In a 5-2 decision, the Ohio State Supreme Court Monday upheld the state sales tax on satellite pay TV service.
DirecTV and EchoStar had challenged the tax as unconstitutional because it was not imposed on cable operators, but the court said it did not violate the Commerce Clause because the tax is based on differences between the businesses, not on their location or activities.
"The General Assembly used the phrase "ground receiving or distribution equipment" in R.C. 5739.01(XX) to track the definition of 'direct-to- home satellite service' set forth in the...U.S. Code, which authorize states to tax satellite-television service," wrote Justice Terrence O'Donnell for the majority. "The General Assembly defined satellite broadcasting service to correspond with this federal authorization and to identify the taxable transaction by the method of distributing pay-television services, not to protect companies that have invested in a ground distribution system or to encourage investment in such a system," they said.

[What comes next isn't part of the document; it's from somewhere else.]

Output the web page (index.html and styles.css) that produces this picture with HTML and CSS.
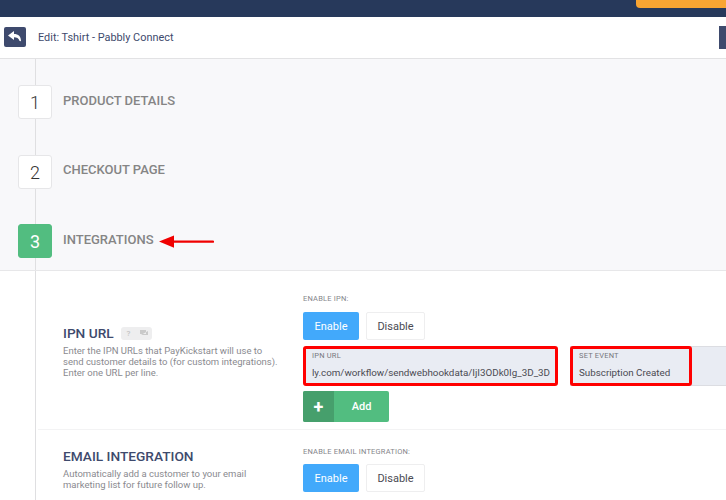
FILE: index.html
```html
<!DOCTYPE html>
<html lang="en">
<head>
<meta charset="utf-8">
<title>Edit: Tshirt - Pabbly Connect</title>
<link rel="stylesheet" href="styles.css">
</head>
<body>
<div class="page">
  <header class="topbar">
    <div class="upgrade"></div>
  </header>
  <div class="toolbar">
    <button class="back" aria-label="Back">
      <svg width="14" height="12" viewBox="0 0 14 12"><path d="M6 0 0 4.600 6 9V6.200c2.800 0 4.700.8 5.600 3.800.8.1 1.400.2 1.400.2C13 5.400 10.400 3 6 3z" fill="#fff"/></svg>
    </button>
    <span class="toolbar-title">Edit: Tshirt - Pabbly Connect</span>
    <span class="toolbar-action"></span>
  </div>
  <div class="content">
    <section class="steps">
      <div class="step"><span class="step-num">1</span><span class="step-label">PRODUCT DETAILS</span></div>
      <div class="step step-two"><span class="step-num">2</span><span class="step-label">CHECKOUT PAGE</span></div>
      <div class="step step-three"><span class="step-num active">3</span><span class="step-label">INTEGRATIONS</span>
        <svg class="arrow" width="55" height="13" viewBox="0 0 55 13"><path d="M0 6.500 15 .5v5h39a1 1 0 0 1 0 2.200H15v5z" fill="#f00000"/></svg>
      </div>
    </section>
    <section class="panel">
      <div class="row row-ipn">
        <div class="info">
          <h2 class="info-title">IPN URL <span class="help"><i>?</i><i>
            <svg width="9" height="8" viewBox="0 0 9 8"><path d="M1 1h6v4H1zM2 6h7V2" fill="#c9c9c9"/></svg></i></span></h2>
          <p class="info-text">Enter the IPN URLs that PayKickstart will use to send customer details to (for custom integrations). Enter one URL per line.</p>
        </div>
        <div class="controls">
          <div class="small-label">ENABLE IPN:</div>
          <div class="toggle"><span class="btn btn-on">Enable</span><span class="btn btn-off">Disable</span></div>
          <div class="fields">
            <div class="field field-url"><label>IPN URL</label><div class="value value-url"><span>bly.com/workflow/sendwebhookdata/IjI3ODk0Ig_3D_3D</span></div></div>
            <div class="event-wrap"><div class="field field-event"><label>SET EVENT</label><div class="value value-event">Subscription Created</div></div></div>
          </div>
          <div class="add"><span class="add-icon">+</span><span class="add-text">Add</span></div>
        </div>
      </div>
      <div class="row row-email">
        <div class="info">
          <h2 class="info-title">EMAIL INTEGRATION</h2>
          <p class="info-text">Automatically add a customer to your email marketing list for future follow up.</p>
        </div>
        <div class="controls">
          <div class="small-label">ENABLE EMAIL INTEGRATION:</div>
          <div class="toggle toggle-email"><span class="btn btn-on">Enable</span><span class="btn btn-off">Disable</span></div>
        </div>
      </div>
    </section>
  </div>
</div>
</body>
</html>
```
FILE: styles.css
```css
* { box-sizing: border-box; }
html, body { margin: 0; padding: 0; }
body { font-family: "Roboto", "Liberation Sans", sans-serif; background: #fff; overflow: hidden; }
.page { width: 726px; height: 500px; overflow: hidden; }

.topbar { height: 17px; background: #27395b; display: flex; justify-content: flex-end; }
.upgrade { width: 90px; height: 8px; background: #f9a532; border-radius: 0 0 0 4px; }

.toolbar { height: 42px; background: #fff; border-bottom: 1px solid #e2e2e4; display: flex; align-items: center; padding-left: 4px; padding-bottom: 1px; }
.back { width: 22px; height: 20px; padding: 0; border: 0; border-radius: 2px; background: #3e4a6d; display: flex; align-items: center; justify-content: center; }
.toolbar-title { margin-left: 12px; font-size: 10.900px; color: #3e4a6d; }
.toolbar-action { margin-left: auto; width: 7px; height: 23px; background: #3e4a6d; }

.content { position: relative; }

.steps { position: relative; height: 212px; padding: 26px 0 0 18px; border-bottom: 1px solid #e7e7e9; background: #f8f8fa; }
.steps::before { content: ""; position: absolute; left: 35px; top: 0; bottom: 0; width: 1px; background: #dfdfe1; }
.step { position: relative; display: flex; align-items: flex-start; height: 34px; }
.step-two { margin-top: 36px; }
.step-three { margin-top: 35px; }
.step-num { width: 34px; height: 34px; background: #fff; border: 1px solid #e6e6e8; border-radius: 3px; display: flex; align-items: center; justify-content: center; font-size: 18px; font-weight: 300; color: #333; }
.step-num.active { background: #52bd80; border-color: #52bd80; color: #fff; font-weight: 400; }
.step-label { margin-left: 11px; margin-top: 8px; font-size: 13px; font-weight: 500; line-height: 16px; color: #858585; }
.step-two .step-label { margin-top: 7px; }
.arrow { margin-left: 5px; margin-top: 11px; }

.panel { position: relative; background: #fff; height: 229px; }
.panel::before { content: ""; position: absolute; left: 35px; top: 0; bottom: 0; width: 1px; background: #dfdfe1; }
.row { display: flex; margin-left: 38px; }
.row-ipn { height: 159px; border-bottom: 1px solid #f3f3f4; }
.info { width: 240px; margin-left: 25px; flex: none; }
.row-ipn .info { padding-top: 53px; }
.row-email .info { padding-top: 17px; }
.info-title { margin: 0; font-size: 13.700px; line-height: 18px; font-weight: 500; color: #3e4a6d; display: flex; align-items: center; }
.help { display: inline-flex; margin-left: 7px; width: 31px; height: 13px; background: #eeeeef; border-radius: 3px; }
.help i { flex: 1; font-style: normal; font-size: 8px; line-height: 13px; text-align: center; color: #c4c4c4; display: flex; align-items: center; justify-content: center; }
.info-text { margin: 3px 0 0; font-size: 9.500px; line-height: 11px; color: #8a8a8f; width: 218px; }

.controls { flex: 1; min-width: 0; }
.row-ipn .controls { padding-top: 23px; }
.row-email .controls { padding-top: 17px; }
.small-label { font-size: 7.500px; line-height: 9px; letter-spacing: .2px; color: #85858a; }
.toggle { display: flex; gap: 7px; margin-top: 9px; }
.toggle-email { margin-top: 8px; }
.btn { height: 28px; border-radius: 2px; display: flex; align-items: center; justify-content: center; font-size: 11px; }
.btn-on { width: 56px; background: #42a9fb; color: #fff; }
.btn-off { width: 59px; background: #fff; border: 1px solid #eeeeef; color: #4a4a52; }

.fields { display: flex; margin-top: 6px; gap: 12px; }
.field { height: 40px; background: #e9ecf3; border: 3px solid #ff0000; border-radius: 3px; padding: 2px 5px 0 6px; }
.field label { display: block; font-size: 7.500px; line-height: 9px; color: #77777d; letter-spacing: .2px; }
.value { margin-top: 6px; font-size: 9.800px; line-height: 14px; color: #4a4a52; white-space: nowrap; }
.field-url { width: 255px; }
.value-url { overflow: hidden; display: flex; justify-content: flex-end; }
.value-url span { flex: none; }
.event-wrap { flex: 1; height: 40px; background: #e9ecf3; border: 1px solid #dcdde2; border-right: 0; }
.field-event { width: 122px; margin: -1px 0 0 -1px; }

.add { display: flex; width: 86px; height: 31px; margin-top: 5px; border-radius: 2px; overflow: hidden; background: #52bd80; color: #fff; font-weight: 700; }
.add-icon { width: 31px; background: #469f6c; display: flex; align-items: center; justify-content: center; font-size: 18px; }
.add-text { flex: 1; display: flex; align-items: center; justify-content: center; font-size: 11px; font-weight: 500; }
```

The satellite operators had also challenged the decision on the grounds of intentional discrimination, but lost on procedural grounds because of a failure to raise the issue in initial briefs. They had wanted to show that cable
industry lobbying on the tax showed an intent to discriminate. But the court also said it would not have supported that argument even if the evidence had been admissible.
The decision upholds a Tenth District Court of Appeals ruling overturning a trail judge's partial summary judgment. The trial judge found that though there was not deliberate intent to favor in-state businesses, that was the practical effect. The Tenth circuit reversed, finding that both cable and satellite operators are businesses not based in Ohio that conduct business inside and outside the state, so both were engaged in interstate commerce, and that the Ohio legislature's decision in 2003 to impose a sales tax on satellite was because of the difference in their business activities.
One of the two dissenting justices was the courts' chief justice, Eric Brown. In his dissent, he wrote: "[T]he sales tax is unconstitutional. It treats sellers of the same service differently. That's discrimination. It favors the sellers who invest locally and burdens the sellers who do not. That's favoritism of in-state over out-of-state economic interests."
"Today's Ohio Supreme Court decision to uphold a discriminatory 5.5% tax on satellite TV homes hurts all consumers, whether they subscribe to satellite or cable TV" said DirecTV and Dish in a joint statement. "DirecTV and Dish Network disagree with the court's decision and are examining what steps to take next to ensure that satellite consumers in Ohio are treated fairly."
They suggested that not only satellite operators but pay TV consumers would be the losers.
"This decision will directly affect the wallets of Ohio consumers who will now have no way to combat ever-increasing cable prices," they said. "It will also exacerbate Ohio's budget situation, depriving the state of badly needed revenue at a time of almost unprecedented fiscal crisis for Ohio. If the tax were applied on both competitors equally, hundreds of millions of additional dollars would flow into the state's coffers."
The satellite operators two weeks ago filed suit in Utah against its satellite tax.
The cable industry has been successful in getting a number of states to change their laws to take into account local fees they pay that are not paid by satellite operators, laws Dish and DirecTV argue are discriminatory. Other states with such taxes include Florida, Kentucky, North Carolina, Tennessee, Massachusetts, with pending court challenges in Florida, Tennessee and Massachusetts.